Controls on Induced Fractures in Gas Shales of Appalachian Basin

William J. Gregg

A large-scale nine-year geotectonic field effort by the United States Department of Energy has been conducted in the Devonian gas shales of the Appalachian basin. This project was initiated to develop new insitu fracture stimulation methods in this low-permeability gas reservoir. Extensive mechanical testing in over 30 wells in the basin has shown that a well-developed preferred direction of fracture exists in the gas shales throughout an area of over 100,000 mi². The preferred direction manifests itself as a fracture direction in point-load testing, as a minimum tensile strength plane in Brazilian testing, and as a directional ultrasonic velocity minimum in wave-velocity testing.

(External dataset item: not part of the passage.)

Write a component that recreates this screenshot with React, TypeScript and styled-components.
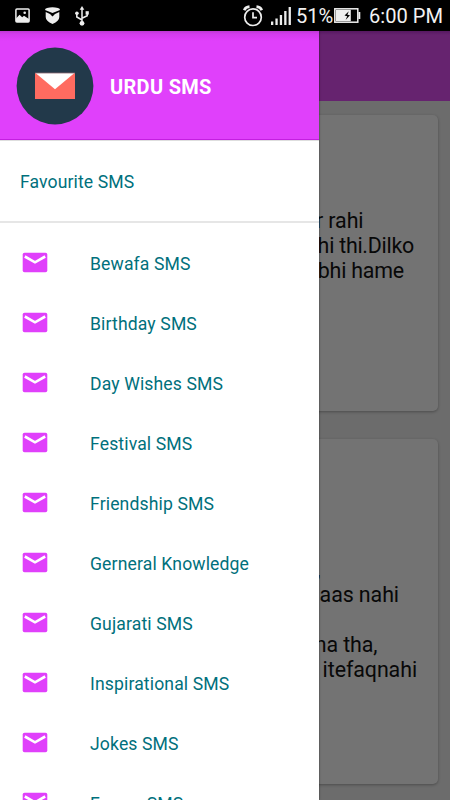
import React from "react";
import styled, { createGlobalStyle } from "styled-components";

const GlobalStyle = createGlobalStyle`
  * { box-sizing: border-box; }
  html, body { margin: 0; padding: 0; }
  body { font-family: Roboto, "Liberation Sans", sans-serif; background: #6e6e6e; overflow: hidden; }
  svg { display: block; flex: none; }
`;

const Screen = styled.div`
  width: 450px;
  height: 800px;
  display: flex;
  flex-direction: column;
  overflow: hidden;
  background: #6c6c6c;
`;

const StatusBar = styled.header`
  flex: none;
  height: 31px;
  display: flex;
  align-items: center;
  padding: 0 8px 0 15px;
  background: #000;
  color: #f2f2f2;
`;

const Notices = styled.div`
  display: flex;
  align-items: center;
  gap: 15px;
  flex: 1;
`;

const Indicators = styled.div`
  display: flex;
  align-items: center;
`;

const Signal = styled.div`
  margin: 0 6px 0 8px;
`;

const StatusText = styled.span<{ $gap: number; $width: number }>`
  width: ${(p) => p.$width}px;
  margin-left: ${(p) => p.$gap}px;
  font-size: 20.1px;
  line-height: 31px;
  padding-top: 1px;
  white-space: nowrap;
`;

const Stage = styled.main`
  position: relative;
  flex: 1;
  overflow: hidden;
`;

const AppBar = styled.div`
  height: 70px;
  background: linear-gradient(#561861 0, #66236f 4px, #66236f 100%);
`;

const Feed = styled.div`
  display: flex;
  flex-direction: column;
  gap: 28px;
  padding: 14px 12.5px 0 12px;
`;

const Card = styled.article<{ $height: number; $top: number }>`
  height: ${(p) => p.$height}px;
  padding-top: ${(p) => p.$top}px;
  border-radius: 5px;
  background: #737373;
  box-shadow: 0 1px 3px rgba(0, 0, 0, 0.3);
`;

const Line = styled.p<{ $end: number; $tracking?: number }>`
  margin: 0;
  height: 25px;
  padding-right: ${(p) => p.$end}px;
  text-align: right;
  font-size: 21.4px;
  letter-spacing: ${(p) => p.$tracking ?? -0.08}px;
  line-height: 25px;
  color: #080808;
  white-space: pre;
`;

const Drawer = styled.aside`
  position: absolute;
  inset: 0 auto 0 0;
  width: 319px;
  background: #fff;
  box-shadow: 0 0 2px rgba(0, 0, 0, 0.55);
  overflow: hidden;
`;

const DrawerHeader = styled.div`
  height: 109px;
  display: flex;
  align-items: center;
  gap: 16px;
  padding: 1px 16px 0;
  background: linear-gradient(#bd38d3 0, #d33bee 3px, #e040fb 10px);
  border-bottom: 1px solid #c41fe0;
`;

const Title = styled.h1`
  margin: 2px 0 0;
  font-size: 20px;
  font-weight: 700;
  letter-spacing: 0.3px;
  color: #fff;
`;

const Favourite = styled.div`
  height: 83px;
  display: flex;
  align-items: center;
  padding: 2px 20px 0;
  border-top: 1px solid #dedede;
  border-bottom: 2px solid #e6e6e6;
  color: #00707c;
  font-size: 17.6px;
  letter-spacing: 0.1px;
`;

const Menu = styled.ul`
  list-style: none;
  margin: 0;
  padding: 10px 0 0;
`;

const MenuItem = styled.li`
  height: 60px;
  display: flex;
  align-items: center;
  gap: 42px;
  padding: 0 22px;
  color: #00707c;
  font-size: 17.6px;
  letter-spacing: 0.13px;
  white-space: nowrap;
`;

const Label = styled.span`
  padding-top: 2px;
  white-space: pre;
`;

const MailIcon = () => (
  <svg width="26" height="22" viewBox="0 0 26 22">
    <rect x="0.7" y="0.7" width="24.6" height="19.6" rx="1.8" fill="#e040fb" />
    <path d="M2.8 4.5 L13 10.3 L23.2 4.5" fill="none" stroke="#fff" strokeWidth="2.6" />
  </svg>
);

const Logo = () => (
  <svg width="78" height="78" viewBox="0 0 78 78">
    <circle cx="39" cy="39" r="38.4" fill="#22394a" />
    <rect x="19" y="26" width="40" height="26" fill="#ff6b60" />
    <path d="M19.5 26 H58.5 L39 42.2 Z" fill="#fff" />
    <path d="M19 26 H59" stroke="#8c6670" strokeWidth="0.8" />
  </svg>
);

const PictureIcon = () => (
  <svg width="15" height="15" viewBox="0 0 15 15">
    <rect x="0.9" y="0.9" width="13.2" height="13.2" rx="1" fill="none" stroke="#eee" strokeWidth="1.5" />
    <path d="M1 10.5 L4.5 6.8 L7.2 9.2 L9 7.8 L14 11 V14 H1 Z" fill="#eee" />
    <circle cx="9.7" cy="4.8" r="1.3" fill="#eee" />
  </svg>
);

const ShieldIcon = () => (
  <svg width="15" height="17" viewBox="0 0 15 17">
    <path d="M0 3 Q0 1.6 2 1 Q7.5 -0.6 13 1 Q15 1.6 15 3 L7.5 6 Z" fill="#eee" />
    <path d="M0.7 5 L5 6.9 L7.5 9.6 L10 6.9 L14.3 5 V10 Q14.3 14 7.5 17 Q0.7 14 0.7 10 Z" fill="#eee" />
  </svg>
);

const UsbIcon = () => (
  <svg width="14" height="20" viewBox="0 0 14 20" fill="#eee">
    <path d="M7 2.5 V17 M7 14 L1.8 11 V7.5 M7 12.3 L12.2 9.8 V7" fill="none" stroke="#eee" strokeWidth="1.5" />
    <path d="M7 0 L9.3 3.8 H4.7 Z" />
    <circle cx="1.9" cy="7.3" r="1.8" />
    <rect x="10.6" y="5.2" width="3.2" height="3.4" />
    <circle cx="7" cy="17.3" r="2.4" />
  </svg>
);

const AlarmIcon = () => (
  <svg width="20" height="22" viewBox="0 0 20 22" fill="none" stroke="#eee">
    <circle cx="10" cy="12.2" r="8.3" strokeWidth="1.7" />
    <path d="M10 7.3 V12.6 H14" strokeWidth="1.7" />
    <path d="M1.2 5.2 Q2.5 1.9 6.5 1.6 M13.5 1.6 Q17.5 1.9 18.8 5.2" strokeWidth="2.6" />
  </svg>
);

const SignalIcon = () => (
  <svg width="20" height="18" viewBox="0 0 20 18" fill="#eee">
    <rect x="0" y="14.5" width="2.3" height="3.5" />
    <rect x="4.4" y="11.5" width="2.3" height="6.5" />
    <rect x="8.8" y="8" width="2.3" height="10" />
    <rect x="13.2" y="4" width="2.3" height="14" />
    <rect x="17.6" y="0" width="2.3" height="18" />
  </svg>
);

const BatteryIcon = () => (
  <svg width="27" height="15" viewBox="0 0 27 15">
    <rect x="0.8" y="0.8" width="23" height="13.4" fill="#000" stroke="#eee" strokeWidth="1.5" />
    <rect x="1.8" y="1.8" width="15" height="11.4" fill="#eee" />
    <rect x="24.4" y="4" width="1.9" height="7" fill="#eee" />
    <path d="M14.8 3.2 L10.5 7.6 L13.2 8.2 L11.6 12 L16 7.3 L13.4 6.8 Z" fill="#000" />
  </svg>
);

type CardLine = { text: string; end: number; tracking?: number };
type CardText = { height: number; top: number; lines: CardLine[] };

const cards: CardText[] = [
  {
    height: 296,
    top: 93,
    lines: [
      { text: "r rahi", end: 74 },
      { text: "hi thi.Dilko", end: 23.5, tracking: -0.25 },
      { text: "bhi hame", end: 33.5, tracking: -0.2 },
    ],
  },
  {
    height: 345,
    top: 118,
    lines: [
      { text: ",", end: 117 },
      { text: "aas nahi", end: 38.5 },
      { text: "", end: 0 },
      { text: "na tha,", end: 60 },
      { text: "itefaqnahi", end: 20.5 },
    ],
  },
];

const categories = [
  "Bewafa SMS",
  "Birthday SMS",
  "Day Wishes SMS",
  "Festival SMS",
  "Friendship SMS",
  "Gerneral Knowledge",
  "Gujarati SMS",
  "Inspirational SMS",
  "Jokes SMS",
  "Funny  SMS",
];

export default function App() {
  return (
    <>
      <GlobalStyle />
      <Screen>
        <StatusBar>
          <Notices>
            <PictureIcon />
            <ShieldIcon />
            <UsbIcon />
          </Notices>
          <Indicators>
            <AlarmIcon />
            <Signal>
              <SignalIcon />
            </Signal>
            <StatusText $gap={-1} $width={38}>51%</StatusText>
            <BatteryIcon />
            <StatusText $gap={8} $width={73}>6:00 PM</StatusText>
          </Indicators>
        </StatusBar>
        <Stage>
          <AppBar />
          <Feed>
            {cards.map((card) => (
              <Card key={card.height} $height={card.height} $top={card.top}>
                {card.lines.map((line, i) => (
                  <Line key={i} $end={line.end} $tracking={line.tracking}>{line.text}</Line>
                ))}
              </Card>
            ))}
          </Feed>
          <Drawer>
            <DrawerHeader>
              <Logo />
              <Title>URDU SMS</Title>
            </DrawerHeader>
            <Favourite>Favourite SMS</Favourite>
            <Menu>
              {categories.map((name) => (
                <MenuItem key={name}>
                  <MailIcon />
                  <Label>{name}</Label>
                </MenuItem>
              ))}
            </Menu>
          </Drawer>
        </Stage>
      </Screen>
    </>
  );
}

Previous studies have suggested a relationship between either in-situ stresses or paleostresses and the preferred direction of fracture; however, no particular microstructure has been conclusively demonstrated to be associated with the preferred direction. The present study documents the existence of such a microstructure in the Devonian gas shales. This structure is defined by a crystallographic and spatial arrangement of mica grains in crenulated structures that strike parallel to the preferred fracture direction. This mica fabric represents an incipient cleavage due to very low strains imposed on the eastern portion of the basin during late Paleozoic deformation. In-situ stress trajectories, therefore, cannot be assumed to be parallel to the preferred fracture directions shown by mechanical testing, as suggested by previous workers.

AAPG Search and Discovery Article #91022©1989 AAPG Annual Convention, April 23-26, 1989, San Antonio, Texas.